At least you don’t have the Headcrabs from Apocalypse, those were complete bullshit if you were playing turn-based.


Oh, that;s so true. If you made a sniper a gunslinger in Vanilla XCOM2, people would look at you like you’d grown a second head. But if the map has a pile of lost on it, suddenly “shoot from the hip at everyone in range” becomes super necessary in the toolkit. Also the lost on a map meant 6 Grenadiers was no longer a viable strat.

one of my favorite things from XCOM2: WotC were the away missions, because every once in a blue moon you’d have to do the squad evacuations through the Lost maps, and those were so much fun. Dropped in a map with half the necessary manpower and just given the directive of “Get to point A; Don’t Die”.

My only problem with the Chosen was that they were a blast to have, but My strategy ended up being “explore until you find a chosen, then don’t expand territory until you kill that Chosen”. I’m not sure if that was intended or if you were supposed to just deal with three chosen during the game. but the way I played it, it made for a different over world experience, but not a better one


Wargroove ain’t Advance Wars. But it’s the closest we’ve gotten in a long time.

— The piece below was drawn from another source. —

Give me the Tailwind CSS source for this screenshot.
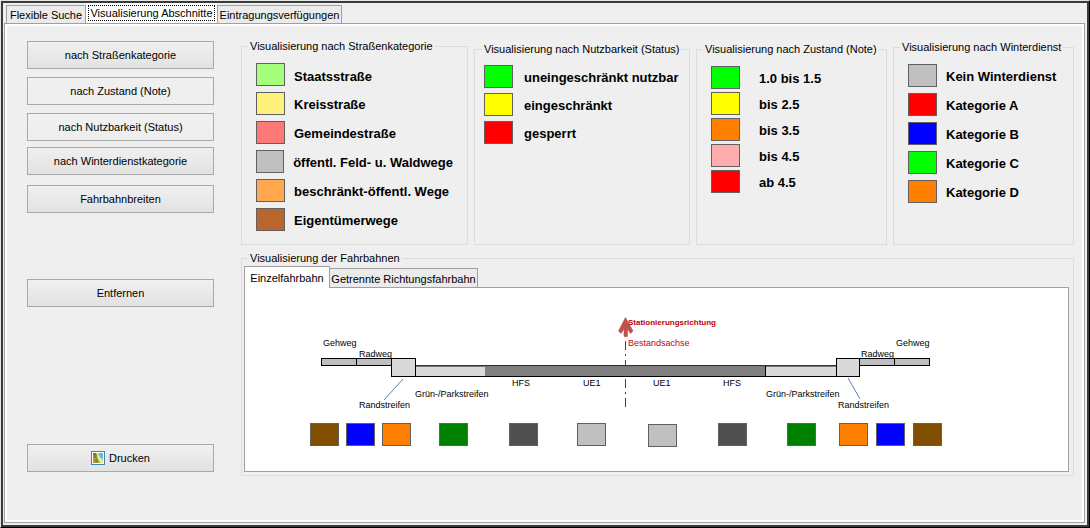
<!DOCTYPE html>
<html lang="de">
<head>
<meta charset="utf-8">
<title>Visualisierung Abschnitte</title>
<script src="https://cdn.jsdelivr.net/npm/@tailwindcss/browser@4"></script>
</head>
<body class="bg-[#d4d4d4] font-['Liberation_Sans',Arial,sans-serif] text-[11px] leading-4 text-black">
<div class="flex min-h-screen flex-col border-t border-l border-r border-b border-t-[#e4e4e4] border-l-[#e4e4e4] border-r-black border-b-black">
<div class="flex flex-1 flex-col border-2 border-[#3a3c3a] bg-[#efefef] pr-0.5 pb-0.5 pl-px">

  <div role="tablist" class="flex items-end">
    <button role="tab" class="mt-0.5 ml-0.5 h-[18px] w-20 border border-b-0 border-[#a0a0a0] bg-[#ebebeb] whitespace-nowrap">Flexible Suche</button>
    <button role="tab" aria-selected="true" class="h-5 w-[131px] bg-white p-0.5 whitespace-nowrap"><span class="block border border-dotted border-black leading-[14px]">Visualisierung Abschnitte</span></button>
    <button role="tab" class="mt-0.5 h-[18px] w-[125px] border border-b-0 border-[#a0a0a0] bg-[#ebebeb] whitespace-nowrap">Eintragungsverfügungen</button>
  </div>

  <main role="tabpanel" class="flex flex-1 gap-[27px] border border-[#a0a0a0] bg-[#efefef] pt-3.5 pr-2.5 pl-[22px] ring-2 ring-white ring-inset">
    <nav class="flex w-[187px] shrink-0 flex-col pt-[3px]" aria-label="Visualisierung">
      <button class="h-7 border border-[#a8a8a8] bg-linear-to-b from-[#f0f0f0] to-[#e2e2e2]">nach Straßenkategorie</button>
      <button class="mt-2 h-7 border border-[#a8a8a8] bg-linear-to-b from-[#f0f0f0] to-[#eeeeee]">nach Zustand (Note)</button>
      <button class="mt-2 h-7 border border-[#a8a8a8] bg-linear-to-b from-[#f0f0f0] to-[#eeeeee]">nach Nutzbarkeit (Status)</button>
      <button class="mt-1.5 h-7 border border-[#a8a8a8] bg-linear-to-b from-[#f0f0f0] to-[#e2e2e2]">nach Winterdienstkategorie</button>
      <button class="mt-2.5 h-7 border border-[#a8a8a8] bg-linear-to-b from-[#f0f0f0] to-[#e2e2e2]">Fahrbahnbreiten</button>
      <button class="mt-[66px] h-7 border border-[#a8a8a8] bg-linear-to-b from-[#f0f0f0] to-[#e2e2e2]">Entfernen</button>
      <button class="mt-[137px] flex h-7 items-center justify-center gap-1 border border-[#a8a8a8] bg-linear-to-b from-[#f0f0f0] to-[#e2e2e2]">
        <svg class="size-3.5" viewBox="0 0 14 14" aria-hidden="true">
          <rect x=".5" y=".5" width="13" height="13" fill="#fff" stroke="#3f86b5"/>
          <path d="M2 2h5l5 6v4H2z" fill="#8fae3c"/>
          <path d="M7 2h5v6L9 6z" fill="#62b7e6"/>
          <path d="M5 2l2 0 2 4 3 3v3H9L7 8z" fill="#f0e692"/>
          <path d="M2 2h3l1 3-2 2zM4 9l2-1 1 3H5z" fill="#4f8f2c"/>
          <path d="M3 5h1v2H3zM5 7h1v1H5zM3 9h1v1H3z" fill="#c56a2a"/>
        </svg>
        Drucken
      </button>
    </nav>

    <div class="flex min-w-0 flex-1 flex-col">
      <div class="grid grid-cols-[227fr_216fr_191fr_181fr] gap-x-1.5">
        <fieldset class="h-[207px] min-w-0 border border-[#dcdcdc] px-3.5">
          <legend class="-ml-2 px-0.5 whitespace-nowrap">Visualisierung nach Straßenkategorie</legend>
          <ul class="flex flex-col gap-1.5 pt-[9px] text-[13px] font-bold whitespace-nowrap">
            <li class="flex items-center gap-[9px]"><span class="h-[23px] w-[29px] border border-[#606060] bg-[#a4ff7c]"></span><span class="pt-1">Staatsstraße</span></li>
            <li class="flex items-center gap-[9px]"><span class="h-[23px] w-[29px] border border-[#606060] bg-[#fff07c]"></span><span class="pt-0.5">Kreisstraße</span></li>
            <li class="flex items-center gap-[9px]"><span class="h-[23px] w-[29px] border border-[#606060] bg-[#ff7878]"></span><span class="pt-0.5">Gemeindestraße</span></li>
            <li class="flex items-center gap-[9px]"><span class="h-[23px] w-[29px] border border-[#606060] bg-[#c0c0c0]"></span><span class="pt-0.5">öffentl. Feld- u. Waldwege</span></li>
            <li class="flex items-center gap-[9px]"><span class="h-[23px] w-[29px] border border-[#606060] bg-[#ffa850]"></span><span class="pt-0.5">beschränkt-öffentl. Wege</span></li>
            <li class="flex items-center gap-[9px]"><span class="h-[23px] w-[29px] border border-[#606060] bg-[#b9652c]"></span><span class="pt-0.5">Eigentümerwege</span></li>
          </ul>
        </fieldset>
        <fieldset class="mt-[3px] h-[204px] min-w-0 border border-[#dcdcdc] px-[9px]">
          <legend class="-ml-0.5 px-0.5 whitespace-nowrap">Visualisierung nach Nutzbarkeit (Status)</legend>
          <ul class="flex flex-col gap-[5px] pt-2 text-[13px] font-bold whitespace-nowrap">
            <li class="flex items-center gap-[11px]"><span class="h-[23px] w-[29px] border border-[#606060] bg-[#00ff00]"></span><span class="pt-0.5">uneingeschränkt nutzbar</span></li>
            <li class="flex items-center gap-[11px]"><span class="h-[23px] w-[29px] border border-[#606060] bg-[#ffff00]"></span><span class="pt-0.5">eingeschränkt</span></li>
            <li class="flex items-center gap-[11px]"><span class="h-[23px] w-[29px] border border-[#606060] bg-[#ff0000]"></span><span class="pt-0.5">gesperrt</span></li>
          </ul>
        </fieldset>
        <fieldset class="mt-[3px] h-[204px] min-w-0 border border-[#dcdcdc] px-3.5">
          <legend class="-ml-2 px-0.5 whitespace-nowrap">Visualisierung nach Zustand (Note)</legend>
          <ul class="flex flex-col gap-[3px] pt-[9px] text-[13px] font-bold whitespace-nowrap">
            <li class="flex items-center gap-[19px]"><span class="h-[23px] w-[29px] border border-[#606060] bg-[#00ff00]"></span><span class="pt-0.5">1.0 bis 1.5</span></li>
            <li class="flex items-center gap-[19px]"><span class="h-[23px] w-[29px] border border-[#606060] bg-[#ffff00]"></span><span class="pt-0.5">bis 2.5</span></li>
            <li class="flex items-center gap-[19px]"><span class="h-[23px] w-[29px] border border-[#606060] bg-[#ff8000]"></span><span class="pt-0.5">bis 3.5</span></li>
            <li class="flex items-center gap-[19px]"><span class="h-[23px] w-[29px] border border-[#606060] bg-[#ffacac]"></span><span class="pt-0.5">bis 4.5</span></li>
            <li class="flex items-center gap-[19px]"><span class="h-[23px] w-[29px] border border-[#606060] bg-[#ff0000]"></span><span class="pt-0.5">ab 4.5</span></li>
          </ul>
        </fieldset>
        <fieldset class="mt-px h-[206px] min-w-0 border border-[#dcdcdc] px-3.5">
          <legend class="-ml-2 px-0.5 whitespace-nowrap">Visualisierung nach Winterdienst</legend>
          <ul class="flex flex-col gap-1.5 pt-[9px] text-[13px] font-bold whitespace-nowrap">
            <li class="flex items-center gap-[9px]"><span class="h-[23px] w-[29px] border border-[#606060] bg-[#c0c0c0]"></span><span class="pt-0.5">Kein Winterdienst</span></li>
            <li class="flex items-center gap-[9px]"><span class="h-[23px] w-[29px] border border-[#606060] bg-[#ff0000]"></span><span class="pt-0.5">Kategorie A</span></li>
            <li class="flex items-center gap-[9px]"><span class="h-[23px] w-[29px] border border-[#606060] bg-[#0000ff]"></span><span class="pt-0.5">Kategorie B</span></li>
            <li class="flex items-center gap-[9px]"><span class="h-[23px] w-[29px] border border-[#606060] bg-[#00ff00]"></span><span class="pt-0.5">Kategorie C</span></li>
            <li class="flex items-center gap-[9px]"><span class="h-[23px] w-[29px] border border-[#606060] bg-[#ff8000]"></span><span class="pt-0.5">Kategorie D</span></li>
          </ul>
        </fieldset>
      </div>

      <fieldset class="mt-[5px] min-w-0 border border-[#dcdcdc] pr-1 pb-[3px] pl-0.5">
        <legend class="ml-1 px-0.5 whitespace-nowrap">Visualisierung der Fahrbahnen</legend>
        <div role="tablist" class="flex items-end">
          <button role="tab" aria-selected="true" class="z-10 -mb-px h-[22px] w-[86px] border border-b-0 border-[#a0a0a0] bg-white whitespace-nowrap">Einzelfahrbahn</button>
          <button role="tab" class="h-[19px] w-[148px] border border-b-0 border-l-0 border-[#a0a0a0] bg-[#ebebeb] pt-0.5 whitespace-nowrap">Getrennte Richtungsfahrbahn</button>
        </div>
        <div role="tabpanel" class="h-[185px] border border-[#a0a0a0] bg-white pl-[65px]">
          <svg class="h-[135px] w-[640px]" viewBox="310 288 640 135" font-size="9" role="img" aria-label="Querschnitt der Einzelfahrbahn">
            <g stroke="#000" shape-rendering="crispEdges">
              <rect x="321.500" y="358.500" width="35" height="7" fill="#bfbfbf"/>
              <rect x="356.500" y="358.500" width="35" height="7" fill="#bfbfbf"/>
              <rect x="859.500" y="358.500" width="35" height="7" fill="#bfbfbf"/>
              <rect x="894.500" y="358.500" width="35" height="7" fill="#bfbfbf"/>
            </g>
            <rect x="415" y="366" width="422" height="10" fill="#d9d9d9"/>
            <rect x="485" y="366" width="281" height="10" fill="#808080"/>
            <path d="M415 365.500H837" stroke="#333" stroke-width="1"/>
            <path d="M415 366.500H837" stroke="#777" stroke-width="1"/>
            <path d="M415 376.500H837M765.500 366V376" stroke="#000" stroke-width="1"/>
            <g fill="#d9d9d9" stroke="#000" shape-rendering="crispEdges">
              <rect x="391.500" y="358.500" width="24" height="18"/>
              <rect x="836.500" y="358.500" width="23" height="18"/>
            </g>
            <path d="M403 379L384 400M848 378L860 399" stroke="#5b84b8" fill="none"/>
            <path d="M625.500 341V365M625.500 379V408" stroke="#981b1e" stroke-dasharray="9 4 2 4" fill="none"/>
            <path d="M625.500 317.500L633 331L630.500 333.500L627.500 329V336.500H624V329L621 333.500L618.500 331Z" fill="#c0504d" stroke="#b04845" stroke-width=".5"/>
            <text x="323" y="346">Gehweg</text>
            <text x="359" y="357">Radweg</text>
            <text x="359" y="408">Randstreifen</text>
            <text x="415" y="397">Grün-/Parkstreifen</text>
            <text x="512" y="386">HFS</text>
            <text x="583" y="386">UE1</text>
            <text x="653" y="386">UE1</text>
            <text x="723" y="386">HFS</text>
            <text x="766" y="397">Grün-/Parkstreifen</text>
            <text x="838" y="408">Randstreifen</text>
            <text x="861" y="357">Radweg</text>
            <text x="896" y="346">Gehweg</text>
            <text x="628" y="325" fill="#c00000" font-size="8" font-weight="bold">Stationierungsrichtung</text>
            <text x="628" y="346" fill="#c00020">Bestandsachse</text>
          </svg>
          <div class="flex items-start">
            <span class="h-[23px] w-[29px] border border-[#606060] bg-[#805000]"></span>
            <span class="ml-[7px] h-[23px] w-[29px] border border-[#606060] bg-[#0000ff]"></span>
            <span class="ml-[7px] h-[23px] w-[29px] border border-[#606060] bg-[#ff8000]"></span>
            <span class="ml-7 h-[23px] w-[29px] border border-[#606060] bg-[#008000]"></span>
            <span class="ml-[41px] h-[23px] w-[29px] border border-[#606060] bg-[#505050]"></span>
            <span class="ml-[39px] h-[23px] w-[29px] border border-[#606060] bg-[#c0c0c0]"></span>
            <span class="mt-px ml-[42px] h-[23px] w-[29px] border border-[#606060] bg-[#c0c0c0]"></span>
            <span class="ml-[41px] h-[23px] w-[29px] border border-[#606060] bg-[#505050]"></span>
            <span class="ml-10 h-[23px] w-[29px] border border-[#606060] bg-[#008000]"></span>
            <span class="ml-[23px] h-[23px] w-[29px] border border-[#606060] bg-[#ff8000]"></span>
            <span class="ml-2 h-[23px] w-[29px] border border-[#606060] bg-[#0000ff]"></span>
            <span class="ml-2 h-[23px] w-[29px] border border-[#606060] bg-[#805000]"></span>
          </div>
        </div>
      </fieldset>
    </div>
  </main>
</div>
</div>
</body>
</html>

Thumper is a must-play now that I’ve gone through multiple levels.


I’m playing Celeste. I think it’s a really great platformer that flew under the Geeknights/FRCF radar.


Both have boring overworlds, but Spirit Tracks actually has dungeons that don’t annoy me.

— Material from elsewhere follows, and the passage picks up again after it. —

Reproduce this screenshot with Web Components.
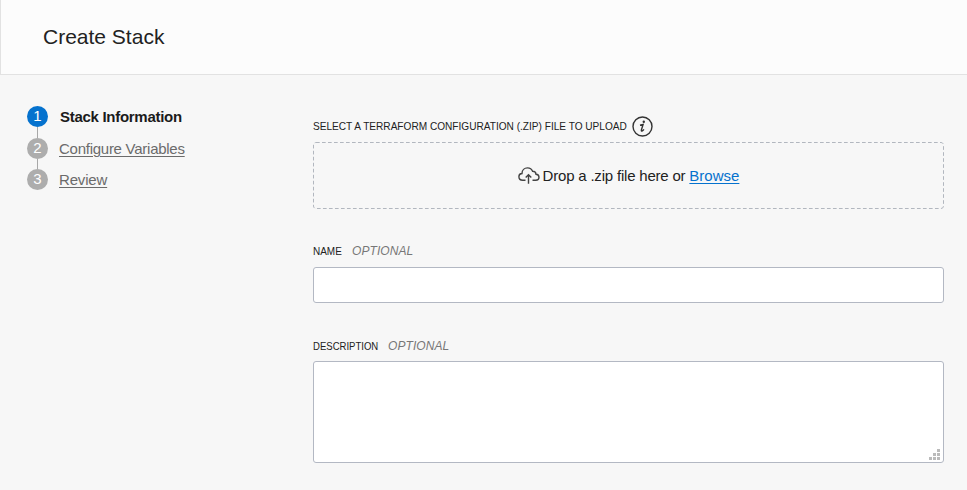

It’s not Wargroove, but Valkyria Chronicles 4 is somewhat adjacent. You’re commanding a Squad instead of armies but each level is a puzzle. Complete the objectives on the map in the fewest turns possible.

Compared to the first one, they’ve made several technical improvements. Lancers and Tanks can now fire together. (Previously only riflemen and machinegunners could concentrate fire.) Real Mortars and APCs are in the game now, which opens up a lot of new strategies.


Has the Crazy Anime High School Schenaigans In Not WWII stuff been tuned down a bit?


Eh… Not really. It’s a different set of people for whatever that’s worth… To its credit you can staff your squad with characters that are over 18 years old.

But then I just sort of button mash through most of the Cinematics.


You may have been the first person I’ve heard to prefer Spirit Tracks over Phantom Hourglass.


Valkyria Chronicles was the maximum safe level of modern anime tropes, and then the sequel immediately took a hard turn into high school.


I forgot how compact CT is… but also how many sidequests there are relative to the main game. The kingdom of Zeal is a crater three hours after you see it for the first time, and there’s nothing but sidequests after that.


I love my Vita, but that system exceeds maximum safe Weeb levels on a daily basis.


Why bother if you’re not going to watch the story? I’ll never ever understand people skipping basically half of a game. I know people who do it in my MMO, did it in Metal Gear and freaking JRPGs and I just don’t get it.


I do it when the game itself is mechanically fun, but I don’t care about the story that’s embedded.


I read the subtitles faster than most people talk. Also 99% of the time the foul-mouthed, sexist, machinegunning guy doesn’t have anything interesting to say.

About the only time he was interesting was when he realized he should quit smoking.


Imagine you are sitting at a table playing a game. It’s about to be your turn, but before you roll the dice I stop you and you have to listen to me tell you a story for five minutes before your turn. Would you shut me up so you could just take your turn and move on with the game, or would you sit and listen? If my story was so good would you stop caring about the game and just try to take turns as quickly as possible to hear me tell more story?

Most video games, especially from big time studios/publishers fail to properly integrate narrative and gameplay. Look at Half-Life series or Dwarf Fortress. Whatever you think about them, they integrate story and gameplay. Even the old scrolls games have the plot integrated into the gameplay to an acceptable extent. It is very hard to separate the two or to skip the other half. The plot is the game.

But Metal Gear and JPRGs do not integrate much at all. Someone made a movie. Someone made a game that looked like that movie. They then chopped both up into pieces and alternated them. If you’re only interested in the movie part, watch it on YouTube. If you’re only interested in the game part, play it and hope they let you skip all the movie parts. If you’re interested in both, well, good for you.